The first post of this series introduced a new technical report that describes the concept of an omission-tolerant checksum in a broader context than the rich credentials paper and includes a formal proof of security in an asymptotic security setting. In this post I give an example showing how an omission-tolerant checksum implemented using a typed hash tree can provide selective disclosure of attributes asserted by a public key certificate.

Typed hash trees vs. Merkle trees

A typed hash tree is a hash tree where every node has a type in addition to a label, and the label of an internal node is a cryptographic hash of an encoding of the types and labels of its children. A distinguished type is assigned to all the internal nodes, and may also be assigned to some of the leaf nodes.

Hash trees were first proposed by Merkle. In a Merkle tree, each internal node is labeled by a hash of the concatenation of the labels of its children, and each leaf node is labeled by a hash of a data block. In both a typed hash tree and a Merkle tree, a subtree can be pruned without modifying the root label of the tree. (By “pruning a subtree” we mean removing the descendants of an internal node.) But in the case of a Merkle tree this is a “bug” to be mitigated if the tree is to provide integrity protection, while in the case of a typed hash tree it is a “feature” that allows the root label of the tree to be used as an omission-tolerant checksum.

An Omission-Tolerant Cryptographic Checksum

This is part 1 of a series on omission-tolerant integrity protection and related topics. A technical report on the topic is available on this site and in the IACR ePrint Archive.

Broadly speaking, an omission-tolerant cryptographic checksum is a checksum on data that does not change when items are removed from the data but makes it infeasible for an adversary to modify the data in other ways without invalidating the checksum.

We discovered the concept of omission-tolerant integrity protection while working on rich credentials. A rich credential includes subject attributes and verification data stored in a typed hash tree.
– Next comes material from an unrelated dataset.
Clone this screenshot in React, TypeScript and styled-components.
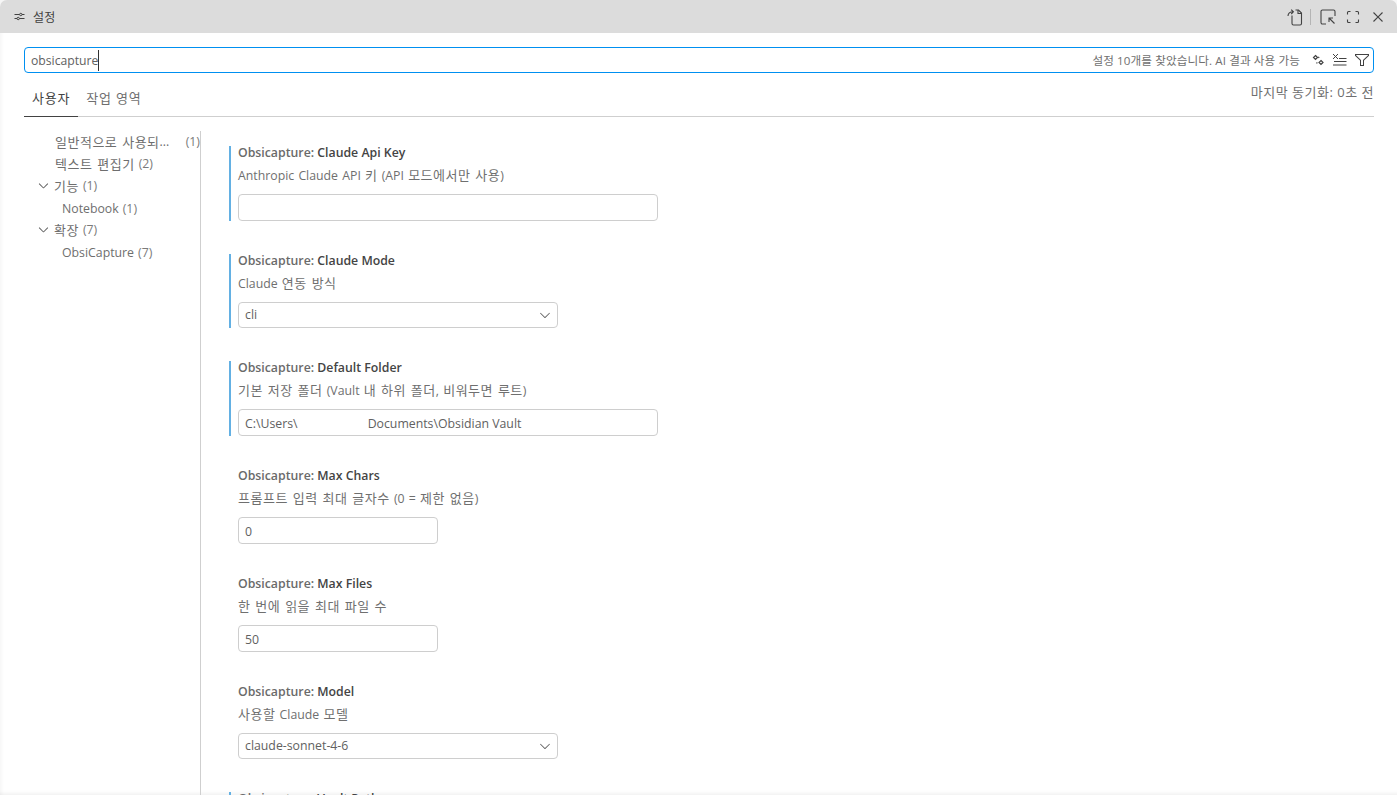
import React from "react";
import styled, { createGlobalStyle } from "styled-components";
import { VscClose, VscChevronDown, VscFilter } from "react-icons/vsc";

const GlobalStyle = createGlobalStyle`
  html, body {
    margin: 0;
    height: 795px;
    overflow: hidden;
    background: #fff;
    font-family: "Open Sans", "Noto Sans CJK KR", sans-serif;
    font-size: 13px;
    color: #616161;
  }
`;

const Frame = styled.div`
  height: 795px;
  overflow: hidden;
  display: flex;
  flex-direction: column;
  background: #f6f6f6;
`;

const TitleBar = styled.header`
  flex: none;
  height: 33px;
  display: flex;
  align-items: center;
  padding: 0 10px 0 14px;
  background: #dcdcdc;
  border-radius: 7px 7px 0 0;
  color: #424242;
  font-size: 12px;
`;

const TitleText = styled.span`
  margin-left: 8px;
  flex: 1;
  letter-spacing: 0.3px;
`;

const TitleActions = styled.div`
  display: flex;
  align-items: center;
  color: #424242;
`;

const Separator = styled.span`
  width: 1px;
  height: 16px;
  background: #b4b4b4;
  margin: 0 9px 0 7px;
`;

const ActionIcon = styled.span<{ $gap?: number }>`
  display: inline-flex;
  margin-left: ${({ $gap }) => $gap ?? 0}px;
`;

const Body = styled.main`
  flex: 1;
  min-height: 0;
  padding: 14px 23px 0 24px;
  background: #fff;
  box-shadow: inset 0 -5px 4px -4px rgba(0, 0, 0, 0.08), inset 5px 0 4px -4px rgba(0, 0, 0, 0.05);
  display: flex;
  flex-direction: column;
`;

const SearchBox = styled.div`
  flex: none;
  height: 26px;
  box-sizing: border-box;
  border: 1px solid #0090f1;
  border-radius: 4px;
  display: flex;
  align-items: center;
  padding: 0 3px 0 6px;
`;

const SearchText = styled.span`
  font-size: 12.2px;
  color: #616161;
`;

const Caret = styled.span`
  display: inline-block;
  width: 1px;
  height: 21px;
  background: #333;
  margin-right: auto;
`;

const SearchResult = styled.span`
  font-size: 11.6px;
  letter-spacing: 0.1px;
  color: #6f6f6f;
  margin-right: 12px;
`;

const SearchIcons = styled.div`
  display: flex;
  align-items: center;
  gap: 7px;
  color: #424242;
`;

const TabRow = styled.div`
  flex: none;
  height: 44px;
  box-sizing: border-box;
  border-bottom: 1px solid #cfcfcf;
  display: flex;
  justify-content: space-between;
`;

const Tabs = styled.div`
  display: flex;
  align-items: flex-end;
`;

const Tab = styled.div<{ $active?: boolean }>`
  box-sizing: border-box;
  height: 32px;
  padding: 0 8px;
  line-height: 27px;
  font-size: 13px;
  letter-spacing: 0.8px;
  margin-bottom: -1px;
  color: ${({ $active }) => ($active ? "#424242" : "#6f6f6f")};
  border-bottom: ${({ $active }) => ($active ? "1px solid #424242" : "none")};
`;

const SyncText = styled.div`
  font-size: 13px;
  letter-spacing: 0.5px;
  color: #6f6f6f;
  line-height: 18px;
  margin-top: 10px;
`;

const Columns = styled.div`
  flex: 1;
  min-height: 0;
  display: flex;
  margin-top: 14px;
`;

const Tree = styled.nav`
  flex: none;
  width: 177px;
  box-sizing: border-box;
  border-right: 1px solid #cfcfcf;
`;

const Ko = styled.span`
  font-size: 13px;
  letter-spacing: 0.5px;
  word-spacing: 1px;
`;

const TreeRow = styled.div<{ $indent: number }>`
  height: 22px;
  box-sizing: border-box;
  display: flex;
  align-items: center;
  padding-left: ${({ $indent }) => $indent}px;
  font-size: 12.3px;
  color: #6e6e6e;
  white-space: pre;

  &:has(${Ko}) {
    padding-bottom: 2px;
  }
`;

const TreeChevron = styled.span`
  display: inline-flex;
  width: 18px;
  margin-left: -1px;
  color: #555;
`;

const TreeCount = styled.span<{ $right?: boolean }>`
  margin-left: ${({ $right }) => ($right ? "auto" : "4px")};
  color: #7a7a7a;
  font-size: 12.3px;
`;

const List = styled.section`
  flex: 1;
  padding: 15px 0 0 28px;
`;

const Setting = styled.article<{ $modified?: boolean }>`
  box-sizing: border-box;
  margin-bottom: 33px;
  padding-left: 7px;
  border-left: 2px solid ${({ $modified }) => ($modified ? "#63b0e3" : "transparent")};
`;

const SettingTitle = styled.div`
  height: 14px;
  line-height: 14px;
  font-size: 12.3px;
  font-weight: 600;
  color: #6a6a6a;
`;

const SettingName = styled.span`
  color: #444;
`;

const SettingDesc = styled.div`
  margin-top: 6px;
  height: 18px;
  line-height: 18px;
  font-size: 12.3px;
  word-spacing: 1px;
  color: #6f6f6f;
  white-space: pre;
`;

const Field = styled.div<{ $width: number }>`
  margin-top: 10px;
  width: ${({ $width }) => $width}px;
  height: 27px;
  box-sizing: border-box;
  border: 1px solid #cecece;
  border-radius: 4px;
  padding: 1px 6px 0;
  display: flex;
  align-items: center;
  font-size: 12.3px;
  color: #616161;
`;

const SelectField = styled(Field)`
  height: 26px;
  padding: 0 4px 1px 6px;
  justify-content: space-between;
`;

const Redacted = styled.span`
  display: inline-block;
  width: 70px;
`;

// Hangul is set a little wider than the Latin around it
const mixed = (text: string) =>
  text
    .split(/([가-힣][가-힣 ]*[가-힣]|[가-힣])/)
    .map((part, i) => (/[가-힣]/.test(part) ? <Ko key={i}>{part}</Ko> : part));

const SlidersIcon = () => (
  <svg width="11" height="11" viewBox="0 0 11 11" fill="none" stroke="currentColor" strokeWidth="1">
    <path d="M0.5 3.5H5.5M8 3.5H10.5M0.5 7.5H3M5.5 7.5H10.5" />
    <circle cx="6.8" cy="3.5" r="1.2" />
    <circle cx="4.2" cy="7.5" r="1.2" />
  </svg>
);

const FileArrowIcon = () => (
  <svg width="16" height="18" viewBox="0 0 16 18" fill="none" stroke="currentColor" strokeWidth="1.1">
    <path d="M5 7.5V15.5C5 16.4 5.6 17 6.5 17H13C13.9 17 14.5 16.4 14.5 15.5V5L11.5 2H8.5" />
    <path d="M11 2V5.5H14.5" />
    <path d="M1 8C1 5.2 2.8 3.8 6.2 3.8M4.2 1.6L6.4 3.8L4.2 6" />
  </svg>
);

const WindowArrowIcon = () => (
  <svg width="16" height="16" viewBox="0 0 16 16" fill="none" stroke="currentColor" strokeWidth="1.1">
    <path d="M6 15H2.5C1.6 15 1 14.4 1 13.5V2.5C1 1.6 1.6 1 2.5 1H13.5C14.4 1 15 1.6 15 2.5V7" />
    <path d="M14.5 14.5L9 9M9 13V9H13" />
  </svg>
);

const CornersIcon = () => (
  <svg width="14" height="14" viewBox="0 0 14 14" fill="none" stroke="currentColor" strokeWidth="1.1">
    <path d="M1.5 4.5V2.5C1.5 1.9 1.9 1.5 2.5 1.5H4.5" />
    <path d="M9.5 1.5H11.5C12.1 1.5 12.5 1.9 12.5 2.5V4.5" />
    <path d="M12.5 9.5V11.5C12.5 12.1 12.1 12.5 11.5 12.5H9.5" />
    <path d="M4.5 12.5H2.5C1.9 12.5 1.5 12.1 1.5 11.5V9.5" />
  </svg>
);

const SparkleIcon = () => (
  <svg width="13" height="13" viewBox="0 0 13 13" fill="none" stroke="currentColor" strokeWidth="1.2">
    <path d="M3.5 1.5L5.5 3.5L3.5 5.5L1.5 3.5Z" />
    <path d="M9 6.5L11 8.5L9 10.5L7 8.5Z" />
    <path d="M6.2 2.8L7.2 3.8" />
    <path d="M4.5 8.5L5.3 9.3" />
  </svg>
);

const ClearListIcon = () => (
  <svg width="15" height="14" viewBox="0 0 15 14" fill="none" stroke="currentColor" strokeWidth="1">
    <path d="M1 1L6 6M6 1L1 6" />
    <path d="M7 5.5H14.5M2 8.5H14.5M1 12H14.5" />
  </svg>
);

type SettingRow = {
  name: string;
  desc: string;
  modified?: boolean;
  kind: "text" | "select" | "number";
  value?: React.ReactNode;
};

const settings: SettingRow[] = [
  { name: "Claude Api Key", desc: "Anthropic Claude API 키 (API 모드에서만 사용)", modified: true, kind: "text" },
  { name: "Claude Mode", desc: "Claude 연동 방식", modified: true, kind: "select", value: "cli" },
  {
    name: "Default Folder",
    desc: "기본 저장 폴더 (Vault 내 하위 폴더, 비워두면 루트)",
    modified: true,
    kind: "text",
    value: (
      <>
        C:\Users\<Redacted />Documents\Obsidian Vault
      </>
    ),
  },
  { name: "Max Chars", desc: "프롬프트 입력 최대 글자수 (0 = 제한 없음)", kind: "number", value: "0" },
  { name: "Max Files", desc: "한 번에 읽을 최대 파일 수", kind: "number", value: "50" },
  { name: "Model", desc: "사용할 Claude 모델", kind: "select", value: "claude-sonnet-4-6" },
  { name: "Vault Path", desc: "", modified: true, kind: "text" },
];

const App = () => (
  <>
    <GlobalStyle />
    <Frame>
      <TitleBar>
        <SlidersIcon />
        <TitleText>설정</TitleText>
        <TitleActions>
          <FileArrowIcon />
          <Separator />
          <WindowArrowIcon />
          <ActionIcon $gap={10}>
            <CornersIcon />
          </ActionIcon>
          <ActionIcon $gap={9}>
            <VscClose size={18} />
          </ActionIcon>
        </TitleActions>
      </TitleBar>
      <Body>
        <SearchBox>
          <SearchText>obsicapture</SearchText>
          <Caret />
          <SearchResult>설정 10개를 찾았습니다. AI 결과 사용 가능</SearchResult>
          <SearchIcons>
            <SparkleIcon />
            <ClearListIcon />
            <VscFilter size={16} />
          </SearchIcons>
        </SearchBox>
        <TabRow>
          <Tabs>
            <Tab $active>사용자</Tab>
            <Tab>작업 영역</Tab>
          </Tabs>
          <SyncText>마지막 동기화: 0초 전</SyncText>
        </TabRow>
        <Columns>
          <Tree>
            <TreeRow $indent={31}>
              <Ko>일반적으로 사용되</Ko>...
              <TreeCount $right>(1)</TreeCount>
            </TreeRow>
            <TreeRow $indent={31}>
              <Ko>텍스트 편집기</Ko>
              <TreeCount>(2)</TreeCount>
            </TreeRow>
            <TreeRow $indent={13}>
              <TreeChevron>
                <VscChevronDown size={15} />
              </TreeChevron>
              <Ko>기능</Ko>
              <TreeCount>(1)</TreeCount>
            </TreeRow>
            <TreeRow $indent={38}>
              Notebook<TreeCount>(1)</TreeCount>
            </TreeRow>
            <TreeRow $indent={13}>
              <TreeChevron>
                <VscChevronDown size={15} />
              </TreeChevron>
              <Ko>확장</Ko>
              <TreeCount>(7)</TreeCount>
            </TreeRow>
            <TreeRow $indent={38}>
              ObsiCapture<TreeCount>(7)</TreeCount>
            </TreeRow>
          </Tree>
          <List>
            {settings.map((s) => (
              <Setting key={s.name} $modified={s.modified}>
                <SettingTitle>
                  Obsicapture: <SettingName>{s.name}</SettingName>
                </SettingTitle>
                <SettingDesc>{mixed(s.desc)}</SettingDesc>
                {s.kind === "select" ? (
                  <SelectField $width={320}>
                    {s.value}
                    <VscChevronDown size={16} />
                  </SelectField>
                ) : (
                  <Field $width={s.kind === "number" ? 200 : 420}>{s.value}</Field>
                )}
              </Setting>
            ))}
          </List>
        </Columns>
      </Body>
    </Frame>
  </>
);

export default App;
We noted in an interim report that the root label of the tree could be viewed as an “omission-tolerant cryptographic checksum”. Prof. Phil Windley, who read the report, told us that he had not seen the concept before, and asked if we had invented it. We then added a section on typed hash trees and omission-tolerant integrity protection to the final report.

We've now written a new technical report that discusses omission-tolerant checksums and omission-tolerant integrity protection in a broader context than rich credentials. The main contributions of the new paper are a formal definition of omission-tolerant integrity protection, a method of computing an omission-tolerant checksum on a bit-string encoding of a set of key-value pairs, and a formal proof of security in an asymptotic security setting that uses the system parameterization concept introduced by Boneh and Shoup in their online book.

I have not said much in this blog about omission-tolerant integrity protection, and there is a lot to say: how an omission-tolerant checksum can be used to implement selective disclosure of subject attributes in public key certificates; how public key certificates with selective disclosure could easily provide security and privacy for client authentication in TLS; what's special about Boneh and Shoup's system parameterization concept and how we use it in our definitions and proofs; how can a typed hash tree provide omission-tolerant integrity protection whereas a Merkle tree cannot; and a number of narrower but no less interesting topics. This is the first of a series of posts on these topics.